Food Trucks II: There’s some sort of initiative in Philly to make reasonably-priced produce accessible to everybody–since often poor urban neighborhoods don’t have much in the way of grocery stores. What this means is that during business hours, there are four different trucks full of cheaply-priced fruits and vegetables parked within easy walking or biking distance of my apartment. This is in addition to the Saturday farmer’s market two blocks away. In DC, most of my produce–and much of my other groceries–came from Whole Foods. But here? Who needs Whole Foods?

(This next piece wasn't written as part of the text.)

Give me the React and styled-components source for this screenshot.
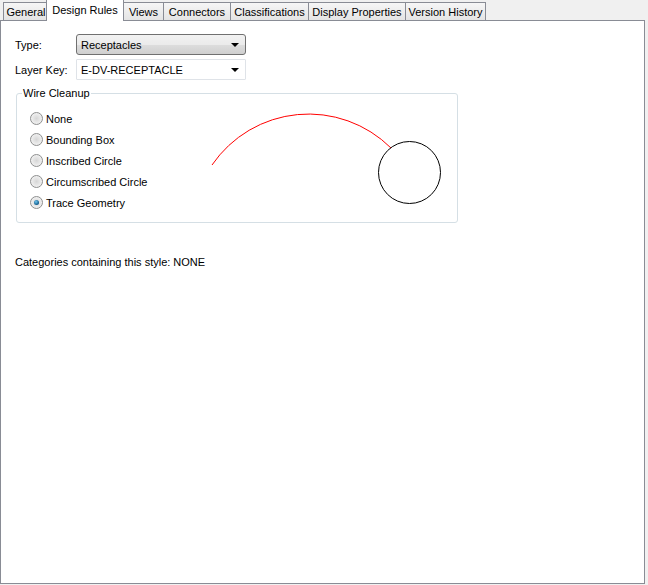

Rice & Spice: There’s an Indian grocery store here which, in addition to selling frozen paranthas and huge reasonably-priced bags of cashews, cumin, and cardamom, has a secret restaurant in back where you can get super delicious, authentic Indian food for $4.50. What. And there’s always a Bollywood movie playing. There are other cheap restaurants in West Philly that are good too, like Saad’s Halal or Lee’s Deli, but Rice & Spice is just full of win.

Local 44: I didn’t used to like beer. Then I went to Brussels and made an exception for Belgian fruit beer. Then I went to Local 44. Everything’s draft, the beer prices are reasonable, and I’ve actually liked most of the beers I’ve tried there. And they have quiz night!

Bikeability: There’s bike lanes to most everywhere. Even where there aren’t bike lanes, enough people around here bike on a regular basis that the drivers are mostly used to sharing the road. (Mostly. Can’t expect too much…) And, except for the hill around 44th and Spruce, the area is basically flat. Whee!

Public transit: There are two trolley lines within walking distance of my apartment, one of which is less than a block away. There’s also a regional rail station within walking distance. And biking up to Market and taking that subway line is no big deal. I do wish it were easier in Philly to get to places other than Center City–a trolley line down to Queen’s Village where the IKEA and Target are located would be lovely, for instance–but getting to and from Center City is ridiculously easy.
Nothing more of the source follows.